***** Dataset excerpt

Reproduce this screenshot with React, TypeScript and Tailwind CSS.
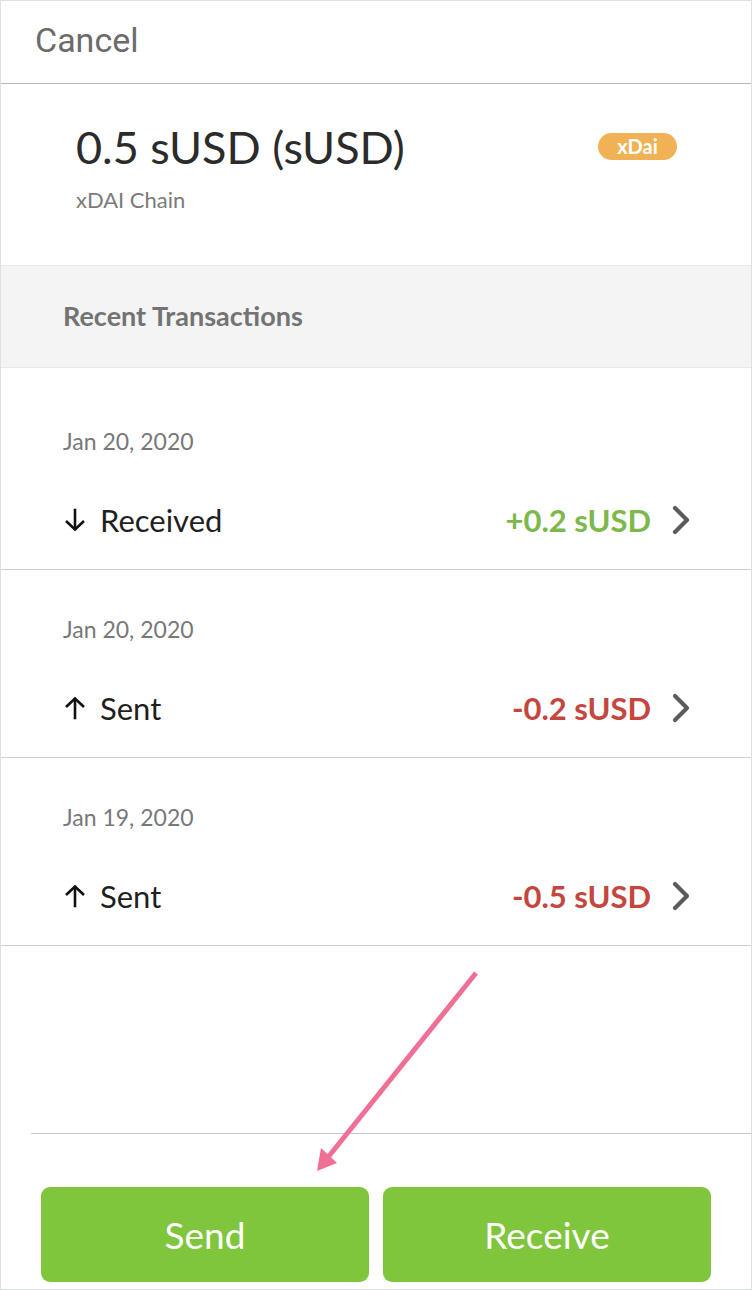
import React from "react";

const sans = { fontFamily: "Lato, 'Noto Sans', sans-serif" };

function ArrowIcon({ up }: { up?: boolean }) {
  return (
    <svg width="24" height="24" viewBox="0 0 24 24" fill="none" stroke="#111" strokeWidth="2.6" strokeLinecap="square" className={up ? "rotate-180" : ""}>
      <path d="M12 2 V21" />
      <path d="M3 13 L12 21.5 L21 13" strokeLinecap="butt" />
    </svg>
  );
}

function Chevron() {
  return (
    <svg width="20" height="30" viewBox="0 0 20 30" fill="none" stroke="#5b5b5b" strokeWidth="4.2" strokeLinecap="round" strokeLinejoin="round">
      <path d="M4 3 L16 15 L4 27" />
    </svg>
  );
}

const txs = [
  { date: "Jan 20, 2020", label: "Received", amount: "+0.2 sUSD", up: false, color: "text-[#7cb84b]" },
  { date: "Jan 20, 2020", label: "Sent", amount: "-0.2 sUSD", up: true, color: "text-[#c4463e]" },
  { date: "Jan 19, 2020", label: "Sent", amount: "-0.5 sUSD", up: true, color: "text-[#c4463e]" },
];

export default function App() {
  return (
    <div className="relative w-[752px] h-[1290px] border border-[#dae2e8] bg-white flex flex-col overflow-hidden" style={sans}>
      <div className="h-[83px] flex items-center pl-[34px] pb-[5px] border-b border-[#b4b8bb]">
        <span className="text-[34px] text-[#6b6b6b] leading-none" style={{ fontFamily: "Roboto, sans-serif" }}>Cancel</span>
      </div>
      <div className="h-[182px] border-b border-[#e6e6e6] flex items-start justify-between pl-[75px] pr-[74px] pt-[36px]">
        <div className="flex flex-col">
          <span className="text-[45px] leading-[54px] text-[#2b2b2b]">0.5 sUSD (sUSD)</span>
          <span className="text-[22px] leading-[30px] text-[#7b7b7b] mt-[11px]">xDAI Chain</span>
        </div>
        <span className="mt-[13px] h-[27px] w-[79px] rounded-full bg-[#f0b255] text-white font-bold text-[20px] leading-[27px] text-center">xDai</span>
      </div>
      <div className="h-[102px] bg-[#f4f4f4] border-b border-[#e8e8e8] flex items-center pl-[62px]">
        <span className="text-[27px] font-bold text-[#737373]">Recent Transactions</span>
      </div>
      <div className="pt-[14px]">
        {txs.map((t, i) => (
          <div key={i} className="h-[188px] border-b border-[#cfcfcf] flex flex-col pl-[62px] pr-[60px]">
            <div className="mt-[45px] h-[28px] flex items-center text-[23px] text-[#787878]">{t.date}</div>
            <div className="mt-[45px] h-[40px] flex items-center">
              <ArrowIcon up={t.up} />
              <span className="ml-[13px] text-[31px] text-[#1f1f1f]">{t.label}</span>
              <span className={`ml-auto text-[31px] font-bold ${t.color}`}>{t.amount}</span>
              <span className="ml-[20px] flex items-center"><Chevron /></span>
            </div>
          </div>
        ))}
      </div>
      <div className="flex-1" />
      <div className="ml-[30px] border-t border-[#c8c8c8]" />
      <div className="mt-[53px] mb-[7px] px-[40px] flex gap-[14px]">
        <button className="w-[328px] h-[95px] rounded-[9px] bg-[#80c63c] text-white text-[37px] font-normal">Send</button>
        <button className="w-[328px] h-[95px] rounded-[9px] bg-[#80c63c] text-white text-[37px] font-normal">Receive</button>
      </div>
      <svg className="absolute left-0 top-0 pointer-events-none" width="752" height="1290" viewBox="0 0 752 1290">
        <line x1="475" y1="972" x2="324" y2="1160" stroke="#ef6f95" strokeWidth="5" />
        <polygon points="316,1170 320,1147 336,1162" fill="#ef6f95" />
      </svg>
    </div>
  );
}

**********

◆ **Set task**
Restate the data above word for word. Do not include the images.

◆ **Answer for the task**
Reproduce this screenshot with React, TypeScript and Tailwind CSS.
import React from "react";

const sans = { fontFamily: "Lato, 'Noto Sans', sans-serif" };

function ArrowIcon({ up }: { up?: boolean }) {
  return (
    <svg width="24" height="24" viewBox="0 0 24 24" fill="none" stroke="#111" strokeWidth="2.6" strokeLinecap="square" className={up ? "rotate-180" : ""}>
      <path d="M12 2 V21" />
      <path d="M3 13 L12 21.5 L21 13" strokeLinecap="butt" />
    </svg>
  );
}

function Chevron() {
  return (
    <svg width="20" height="30" viewBox="0 0 20 30" fill="none" stroke="#5b5b5b" strokeWidth="4.2" strokeLinecap="round" strokeLinejoin="round">
      <path d="M4 3 L16 15 L4 27" />
    </svg>
  );
}

const txs = [
  { date: "Jan 20, 2020", label: "Received", amount: "+0.2 sUSD", up: false, color: "text-[#7cb84b]" },
  { date: "Jan 20, 2020", label: "Sent", amount: "-0.2 sUSD", up: true, color: "text-[#c4463e]" },
  { date: "Jan 19, 2020", label: "Sent", amount: "-0.5 sUSD", up: true, color: "text-[#c4463e]" },
];

export default function App() {
  return (
    <div className="relative w-[752px] h-[1290px] border border-[#dae2e8] bg-white flex flex-col overflow-hidden" style={sans}>
      <div className="h-[83px] flex items-center pl-[34px] pb-[5px] border-b border-[#b4b8bb]">
        <span className="text-[34px] text-[#6b6b6b] leading-none" style={{ fontFamily: "Roboto, sans-serif" }}>Cancel</span>
      </div>
      <div className="h-[182px] border-b border-[#e6e6e6] flex items-start justify-between pl-[75px] pr-[74px] pt-[36px]">
        <div className="flex flex-col">
          <span className="text-[45px] leading-[54px] text-[#2b2b2b]">0.5 sUSD (sUSD)</span>
          <span className="text-[22px] leading-[30px] text-[#7b7b7b] mt-[11px]">xDAI Chain</span>
        </div>
        <span className="mt-[13px] h-[27px] w-[79px] rounded-full bg-[#f0b255] text-white font-bold text-[20px] leading-[27px] text-center">xDai</span>
      </div>
      <div className="h-[102px] bg-[#f4f4f4] border-b border-[#e8e8e8] flex items-center pl-[62px]">
        <span className="text-[27px] font-bold text-[#737373]">Recent Transactions</span>
      </div>
      <div className="pt-[14px]">
        {txs.map((t, i) => (
          <div key={i} className="h-[188px] border-b border-[#cfcfcf] flex flex-col pl-[62px] pr-[60px]">
            <div className="mt-[45px] h-[28px] flex items-center text-[23px] text-[#787878]">{t.date}</div>
            <div className="mt-[45px] h-[40px] flex items-center">
              <ArrowIcon up={t.up} />
              <span className="ml-[13px] text-[31px] text-[#1f1f1f]">{t.label}</span>
              <span className={`ml-auto text-[31px] font-bold ${t.color}`}>{t.amount}</span>
              <span className="ml-[20px] flex items-center"><Chevron /></span>
            </div>
          </div>
        ))}
      </div>
      <div className="flex-1" />
      <div className="ml-[30px] border-t border-[#c8c8c8]" />
      <div className="mt-[53px] mb-[7px] px-[40px] flex gap-[14px]">
        <button className="w-[328px] h-[95px] rounded-[9px] bg-[#80c63c] text-white text-[37px] font-normal">Send</button>
        <button className="w-[328px] h-[95px] rounded-[9px] bg-[#80c63c] text-white text-[37px] font-normal">Receive</button>
      </div>
      <svg className="absolute left-0 top-0 pointer-events-none" width="752" height="1290" viewBox="0 0 752 1290">
        <line x1="475" y1="972" x2="324" y2="1160" stroke="#ef6f95" strokeWidth="5" />
        <polygon points="316,1170 320,1147 336,1162" fill="#ef6f95" />
      </svg>
    </div>
  );
}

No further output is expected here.